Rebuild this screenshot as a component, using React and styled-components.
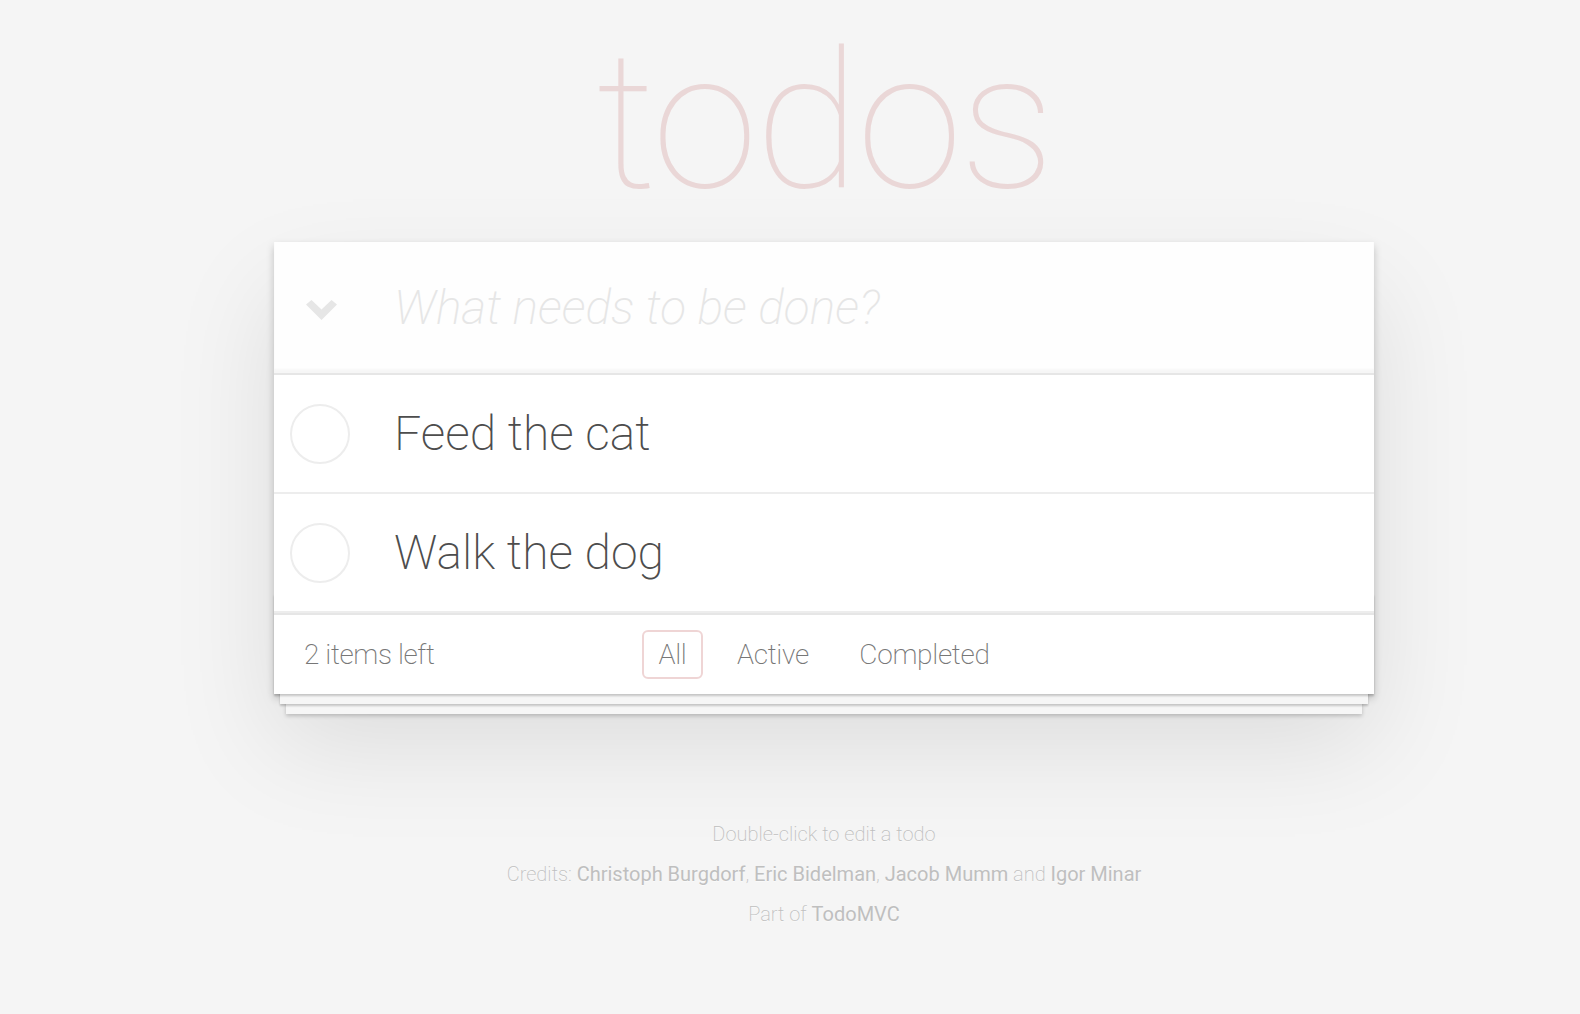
import React from "react";
import styled, { createGlobalStyle, css } from "styled-components";

const GlobalStyle = createGlobalStyle`
  html, body {
    margin: 0;
    padding: 0;
  }
  body {
    background: #f5f5f5;
    font-family: Roboto, "Helvetica Neue", Helvetica, Arial, sans-serif;
    font-size: 28px;
    line-height: 1.4em;
    font-weight: 200;
    color: #4d4d4d;
    -webkit-font-smoothing: antialiased;
  }
`;

const Page = styled.div`
  padding-left: 68px;
  min-height: 1014px;
  box-sizing: border-box;
`;

const Container = styled.section`
  width: 1100px;
  margin: 0 auto;
`;

const Title = styled.h1`
  margin: 0;
  padding-top: 22px;
  height: 200px;
  font-size: 192px;
  line-height: 200px;
  font-weight: 100;
  letter-spacing: -3px;
  text-align: center;
  color: rgba(175, 47, 47, 0.15);
  text-rendering: optimizeLegibility;
`;

const Card = styled.div`
  margin-top: 20px;
  background: #fff;
  position: relative;
  box-shadow: 0 4px 8px 0 rgba(0, 0, 0, 0.2), 0 50px 100px 0 rgba(0, 0, 0, 0.1);
`;

const Header = styled.header`
  display: flex;
  align-items: center;
  background: rgba(0, 0, 0, 0.003);
  box-shadow: inset 0 -4px 2px rgba(0, 0, 0, 0.03);
`;

const ToggleAll = styled.span`
  width: 120px;
  display: flex;
  align-items: center;
  padding: 4px 0 0 32px;
  box-sizing: border-box;
  align-self: stretch;
`;

const NewTodo = styled.input`
  flex: 1;
  min-width: 0;
  border: none;
  outline: none;
  background: transparent;
  margin: 0;
  padding: 32px 32px 32px 0;
  font-family: inherit;
  font-size: 48px;
  line-height: 1.4em;
  height: 131px;
  box-sizing: border-box;
  font-weight: 200;
  color: inherit;
  &::placeholder {
    font-style: italic;
    font-weight: 200;
    color: #e6e6e6;
  }
`;

const Main = styled.section`
  border-top: 2px solid #e6e6e6;
`;

const List = styled.ul`
  margin: 0;
  padding: 0;
  list-style: none;
`;

const Item = styled.li`
  display: flex;
  align-items: center;
  font-size: 48px;
  border-bottom: 2px solid #ededed;
`;

const Check = styled.span`
  flex: none;
  width: 60px;
  height: 60px;
  margin-left: 16px;
  border: 2px solid #ededed;
  border-radius: 50%;
  box-sizing: border-box;
`;

const Label = styled.label`
  padding: 30px 30px 29.5px 44px;
  line-height: 1.2;
  word-break: break-all;
`;

const Footer = styled.footer`
  position: relative;
  display: grid;
  grid-template-columns: 1fr auto 1fr;
  align-items: center;
  height: 40px;
  padding: 19.5px 30px 19.5px;
  border-top: 2px solid #e6e6e6;
  color: #777;
  &::before {
    content: "";
    position: absolute;
    right: 0;
    bottom: 0;
    left: 0;
    height: 100px;
    overflow: hidden;
    pointer-events: none;
    box-shadow: 0 2px 2px rgba(0, 0, 0, 0.2), 0 16px 0 -6px #f6f6f6,
      0 18px 2px -6px rgba(0, 0, 0, 0.2), 0 32px 0 -12px #f6f6f6,
      0 34px 4px -12px rgba(0, 0, 0, 0.2);
  }
`;

const Count = styled.span`
  text-align: left;
  letter-spacing: -0.4px;
`;

const Filters = styled.ul`
  margin: 0;
  padding: 0;
  list-style: none;
  position: relative;
  z-index: 1;
  white-space: nowrap;
  letter-spacing: -0.3px;
`;

const FilterItem = styled.li`
  display: inline;
`;

const FilterLink = styled.a`
  color: inherit;
  margin: 6px;
  padding: 6px 14px;
  text-decoration: none;
  border: 2px solid transparent;
  border-radius: 6px;
  ${(p) =>
    p.$selected &&
    css`
      border-color: rgba(175, 47, 47, 0.2);
    `}
`;

const Info = styled.footer`
  margin-top: 130px;
  color: #bfbfbf;
  font-size: 20px;
  text-shadow: 0 1px 0 rgba(255, 255, 255, 0.5);
  text-align: center;
`;

const InfoLine = styled.p`
  margin: 20px 0;
  line-height: 1;
`;

const InfoLink = styled.a`
  color: inherit;
  text-decoration: none;
  font-weight: 400;
`;

const Chevron = () => (
  <svg width="31" height="20" viewBox="0 0 31 20" aria-hidden="true">
    <path d="M0 4.5 L5.5 0 L15.5 9.5 L25.5 0 L31 4.5 L15.5 20 Z" fill="#e6e6e6" />
  </svg>
);

const todos = ["Feed the cat", "Walk the dog"];

export default function App() {
  return (
    <>
      <GlobalStyle />
      <Page>
        <Container>
          <Title>todos</Title>
          <Card>
            <Header>
              <ToggleAll>
                <Chevron />
              </ToggleAll>
              <NewTodo placeholder="What needs to be done?" />
            </Header>
            <Main>
              <List>
                {todos.map((t) => (
                  <Item key={t}>
                    <Check />
                    <Label>{t}</Label>
                  </Item>
                ))}
              </List>
            </Main>
            <Footer>
              <Count>2 items left</Count>
              <Filters>
                <FilterItem>
                  <FilterLink href="#/" $selected>
                    All
                  </FilterLink>
                </FilterItem>{" "}
                <FilterItem>
                  <FilterLink href="#/active">Active</FilterLink>
                </FilterItem>{" "}
                <FilterItem>
                  <FilterLink href="#/completed">Completed</FilterLink>
                </FilterItem>
              </Filters>
              <span />
            </Footer>
          </Card>
          <Info>
            <InfoLine>Double-click to edit a todo</InfoLine>
            <InfoLine>
              Credits: <InfoLink href="#">Christoph Burgdorf</InfoLink>,{" "}
              <InfoLink href="#">Eric Bidelman</InfoLink>,{" "}
              <InfoLink href="#">Jacob Mumm</InfoLink> and{" "}
              <InfoLink href="#">Igor Minar</InfoLink>
            </InfoLine>
            <InfoLine>
              Part of <InfoLink href="#">TodoMVC</InfoLink>
            </InfoLine>
          </Info>
        </Container>
      </Page>
    </>
  );
}
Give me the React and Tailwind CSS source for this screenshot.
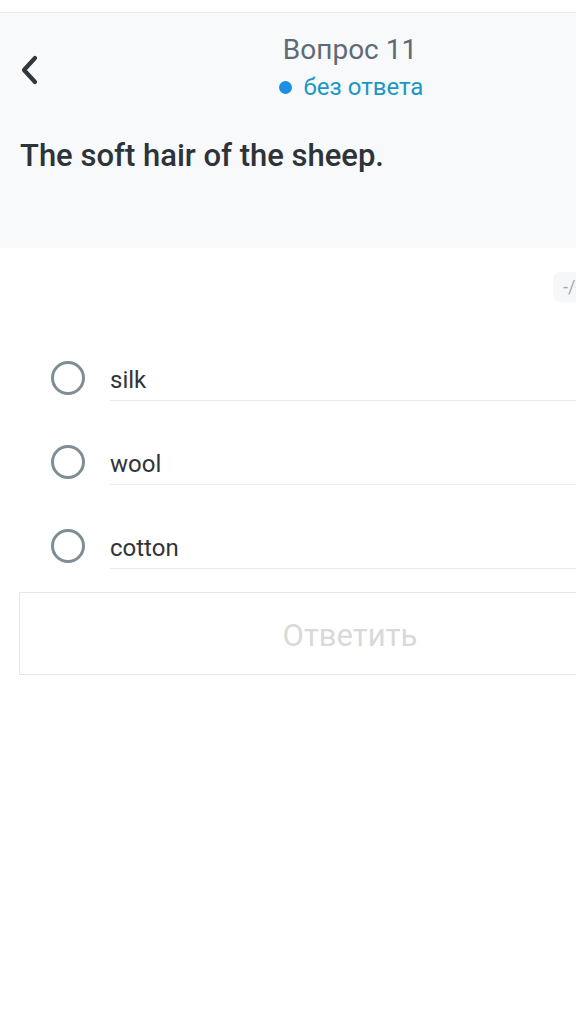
import React from "react";

const options = ["silk", "wool", "cotton"];

export default function App() {
  return (
    <div className="w-[576px] h-[1027px] overflow-hidden bg-white" style={{ fontFamily: "Roboto, 'Noto Sans', sans-serif" }}>
      <div className="w-[700px]">
        <div className="h-[13px] bg-white border-b border-[#e9ecef]"></div>
        <div className="bg-[#f7f9fb] h-[235px] relative">
          <div className="flex flex-col items-center pt-[21px]">
            <div className="text-[28px] leading-[32px] text-[#5e6b74]">Вопрос 11</div>
            <div className="flex items-center gap-[12px] mt-[7px] ml-[2px]">
              <span className="w-[13px] h-[13px] rounded-full bg-[#1a8fe3]"></span>
              <span className="text-[24px] leading-[28px] text-[#1c97c4]">без ответа</span>
            </div>
          </div>
          <div className="absolute left-[18px] top-[42px]">
            <svg width="24" height="30" viewBox="0 0 24 30">
              <path d="M17 3 L6 15 L17 27" fill="none" stroke="#30363b" strokeWidth="4.2" strokeLinecap="round" strokeLinejoin="round" />
            </svg>
          </div>
          <div className="px-[20px] pt-[37px] text-[31px] leading-[36px] font-medium text-[#2d3338]">
            The soft hair of the sheep.
          </div>
        </div>
        <div className="flex pl-[553px] pt-[24px] h-[88px]">
          <div className="h-[30px] px-[10px] rounded-[8px] bg-[#f5f7f9] text-[18px] leading-[30px] text-[#a3acb2]">-/-</div>
        </div>
        <div className="flex flex-col">
          {options.map((o) => (
            <div key={o} className="flex items-center h-[84px] pl-[51px]">
              <div className="w-[34px] h-[34px] rounded-full border-[3px] border-[#7f8e95] shrink-0"></div>
              <div className="ml-[25px] flex-1 h-[42px] border-b border-[#ececec] flex items-center mt-[4px]">
                <span className="text-[24px] leading-[28px] text-[#2f3539]">{o}</span>
              </div>
            </div>
          ))}
        </div>
        <div className="mx-[19px] mt-[4px] h-[83px] border border-[#e6e6e6] flex items-center justify-center pt-[5px]">
          <span className="text-[31px] text-[#d9d9d9]">Ответить</span>
        </div>
      </div>
    </div>
  );
}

^^^^

STATED TASK → Everything from the line containing "Give me the" through the last line of the entries must be repeated verbatim, except pictures.

SOLUTION FOR THIS PROBLEM →
Give me the React and Tailwind CSS source for this screenshot.
import React from "react";

const options = ["silk", "wool", "cotton"];

export default function App() {
  return (
    <div className="w-[576px] h-[1027px] overflow-hidden bg-white" style={{ fontFamily: "Roboto, 'Noto Sans', sans-serif" }}>
      <div className="w-[700px]">
        <div className="h-[13px] bg-white border-b border-[#e9ecef]"></div>
        <div className="bg-[#f7f9fb] h-[235px] relative">
          <div className="flex flex-col items-center pt-[21px]">
            <div className="text-[28px] leading-[32px] text-[#5e6b74]">Вопрос 11</div>
            <div className="flex items-center gap-[12px] mt-[7px] ml-[2px]">
              <span className="w-[13px] h-[13px] rounded-full bg-[#1a8fe3]"></span>
              <span className="text-[24px] leading-[28px] text-[#1c97c4]">без ответа</span>
            </div>
          </div>
          <div className="absolute left-[18px] top-[42px]">
            <svg width="24" height="30" viewBox="0 0 24 30">
              <path d="M17 3 L6 15 L17 27" fill="none" stroke="#30363b" strokeWidth="4.2" strokeLinecap="round" strokeLinejoin="round" />
            </svg>
          </div>
          <div className="px-[20px] pt-[37px] text-[31px] leading-[36px] font-medium text-[#2d3338]">
            The soft hair of the sheep.
          </div>
        </div>
        <div className="flex pl-[553px] pt-[24px] h-[88px]">
          <div className="h-[30px] px-[10px] rounded-[8px] bg-[#f5f7f9] text-[18px] leading-[30px] text-[#a3acb2]">-/-</div>
        </div>
        <div className="flex flex-col">
          {options.map((o) => (
            <div key={o} className="flex items-center h-[84px] pl-[51px]">
              <div className="w-[34px] h-[34px] rounded-full border-[3px] border-[#7f8e95] shrink-0"></div>
              <div className="ml-[25px] flex-1 h-[42px] border-b border-[#ececec] flex items-center mt-[4px]">
                <span className="text-[24px] leading-[28px] text-[#2f3539]">{o}</span>
              </div>
            </div>
          ))}
        </div>
        <div className="mx-[19px] mt-[4px] h-[83px] border border-[#e6e6e6] flex items-center justify-center pt-[5px]">
          <span className="text-[31px] text-[#d9d9d9]">Ответить</span>
        </div>
      </div>
    </div>
  );
}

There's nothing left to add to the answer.